For one, it’s after work and I’m on my way to catch a bus. But two, I’m a woman and, you know, I don’t want to be unsafe, as if God has called me to safety. And three, well, I have plans for that chocolate bar.
I read the gospels over Lent which particular activity always leads to an uncomfortable stirring sensation within my too-viscous soul. And something that jumped out at me, tweaked my nostrils, and slapped me upside the head in a very three-stooges fashion was how frequently it talks about Jesus healing in response to being moved.
It’s so comfortable for me to think of Jesus as already knowing everything, no surprises, “I’m gonna heal a lame man today and I’m gonna do it like this”. It’s decidedly uncomfortable to wonder if he didn’t. Maybe he went out to preach and just happened to come across these holy prompts in their broken physical forms and healed them urged solely by a movement in his heart. How undefinable and unpredictable! No one would have blamed him if he had kept walking, would they have? No one would have blamed him. And it wasn’t like he avoided it, he went to the cities, he walked along the ways where the broken people waited, and he listened for them.
I have had Jesus in my heart for a very long time. I am becoming more like Jesus every day. I have covered the very longest of distances to get to the point where my compassion can move me to think a silent prayer on the bus.
And as I traveled home on the one-bus waiting for the massive breakdown in which I would have to yell over the screaming, “It’s me! I ignored God’s message!
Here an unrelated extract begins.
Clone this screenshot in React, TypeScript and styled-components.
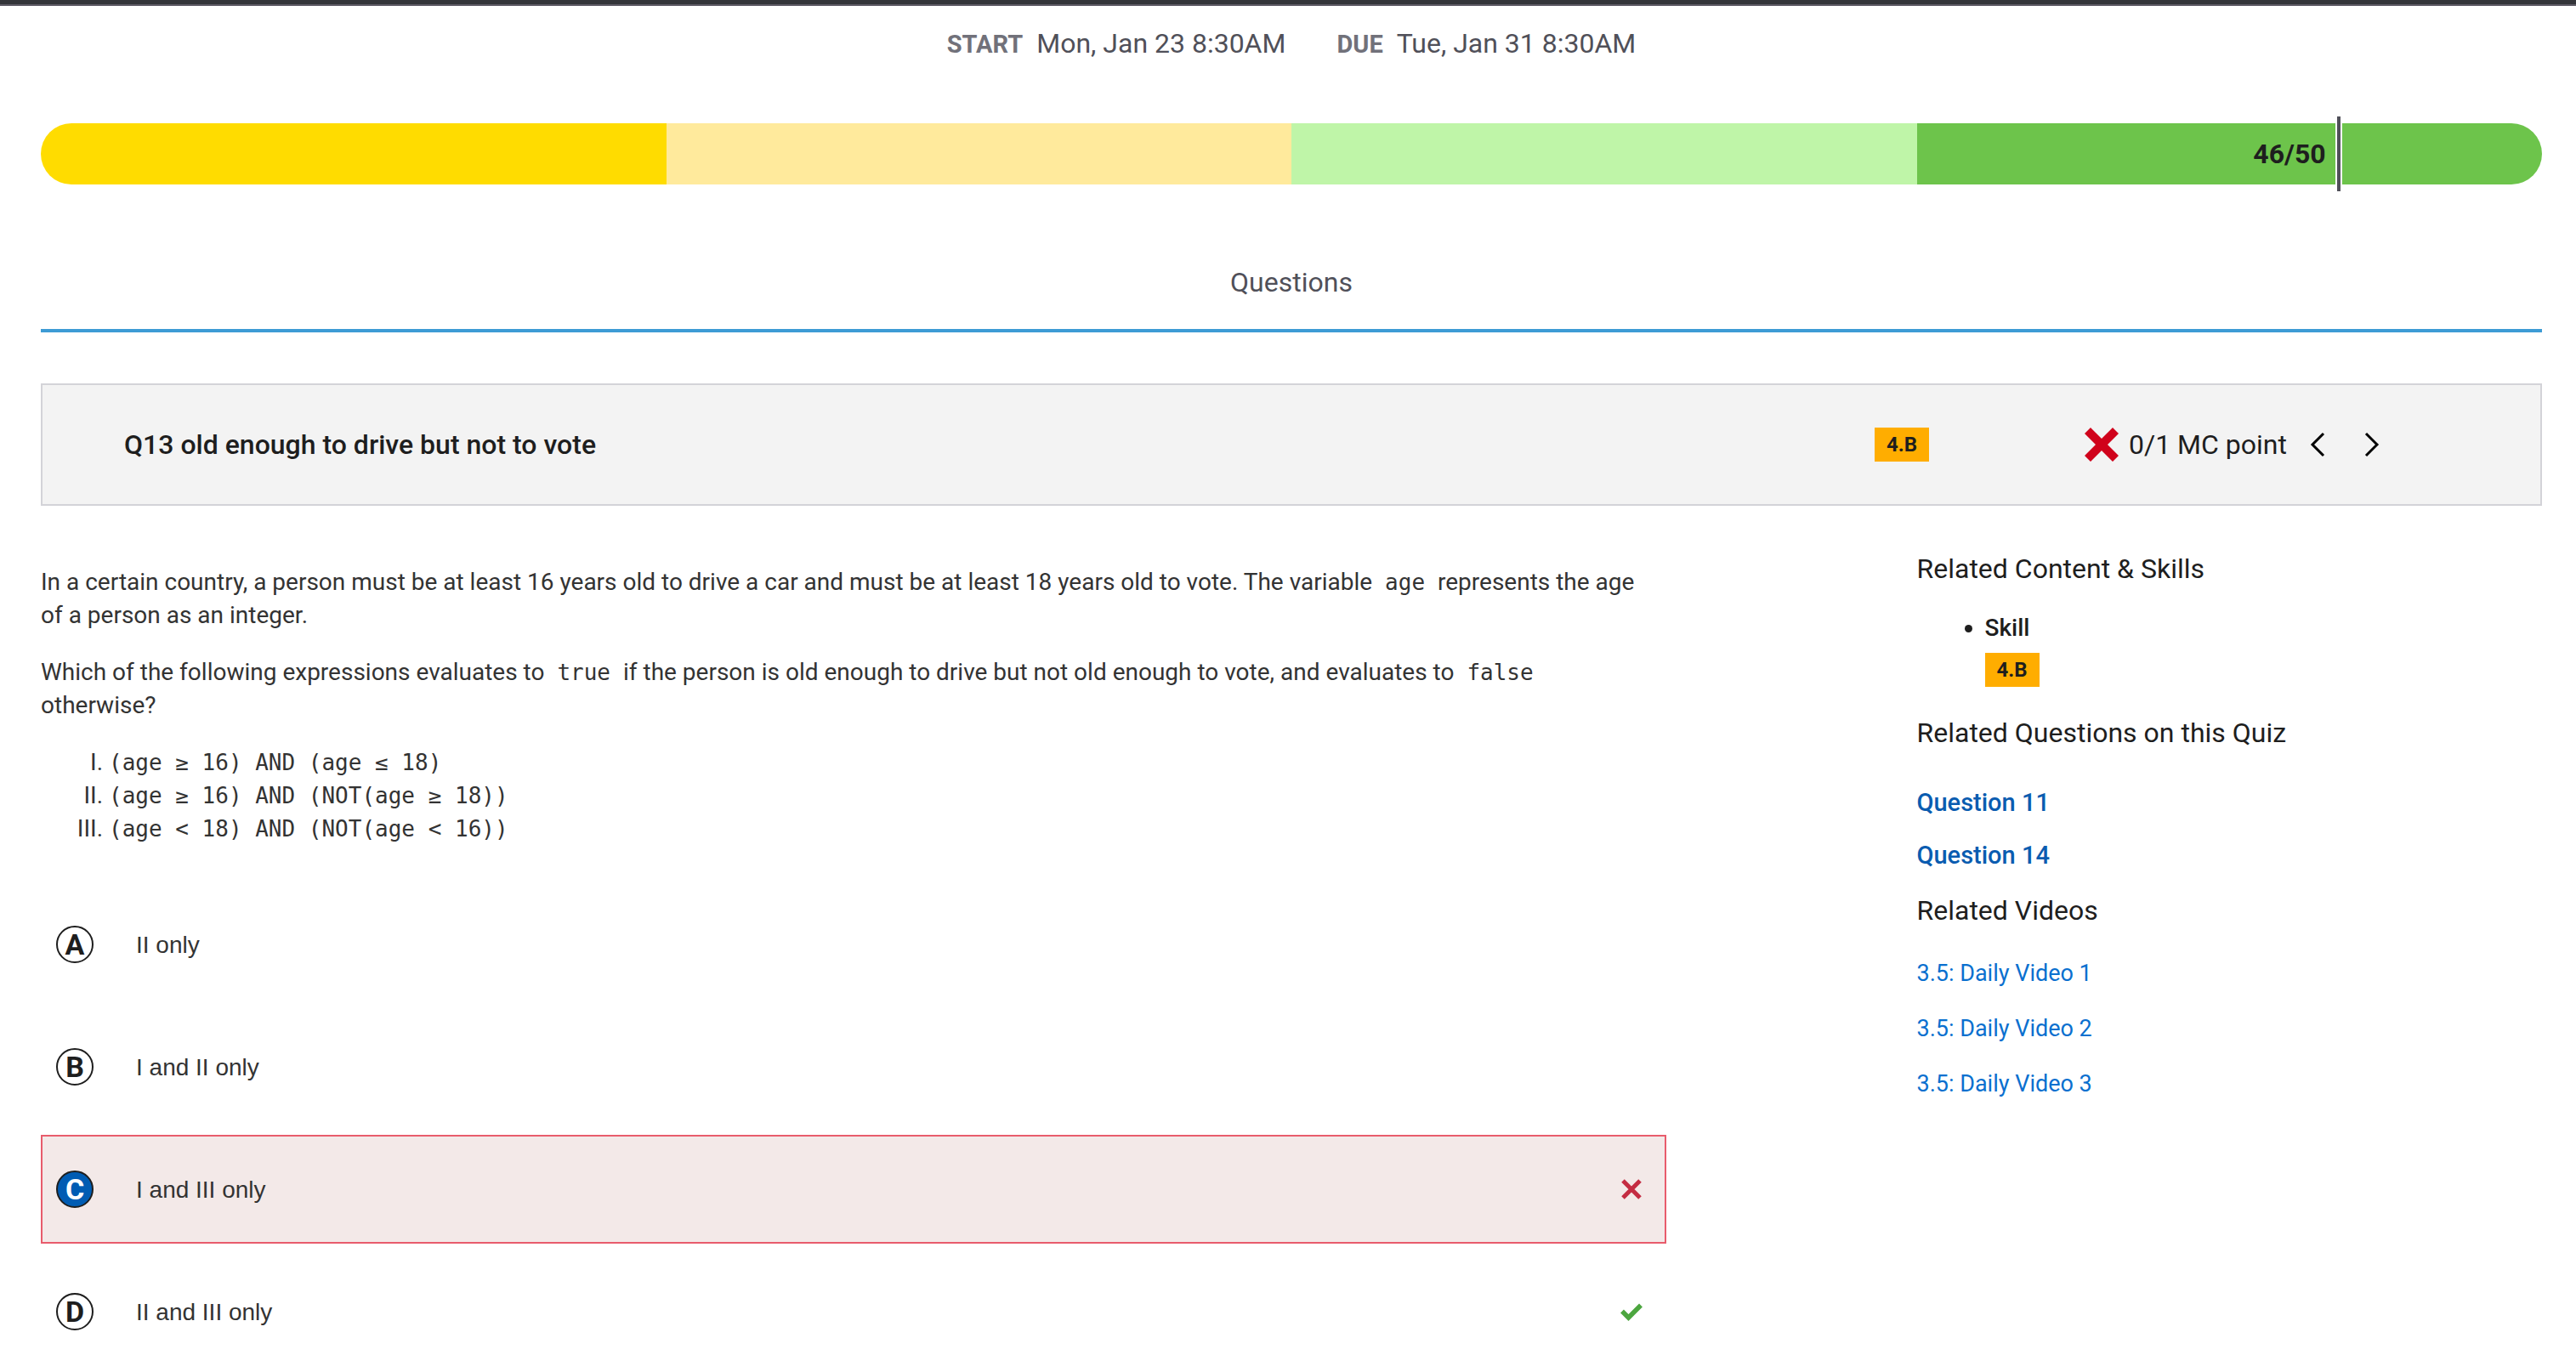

Kick me off the bus and save yourselves!” and return to the angry reading man and give him half of a chocolate bar, I thought, thank goodness Jesus is Jesus and not Barbara. Thank goodness Jesus is moved to do more than pray. Thank goodness he is moved to touch us, heal us, and weep with us.
This is my God. He works in me every day so that, hopefully, in another thirty years I can give away my chocolate bar.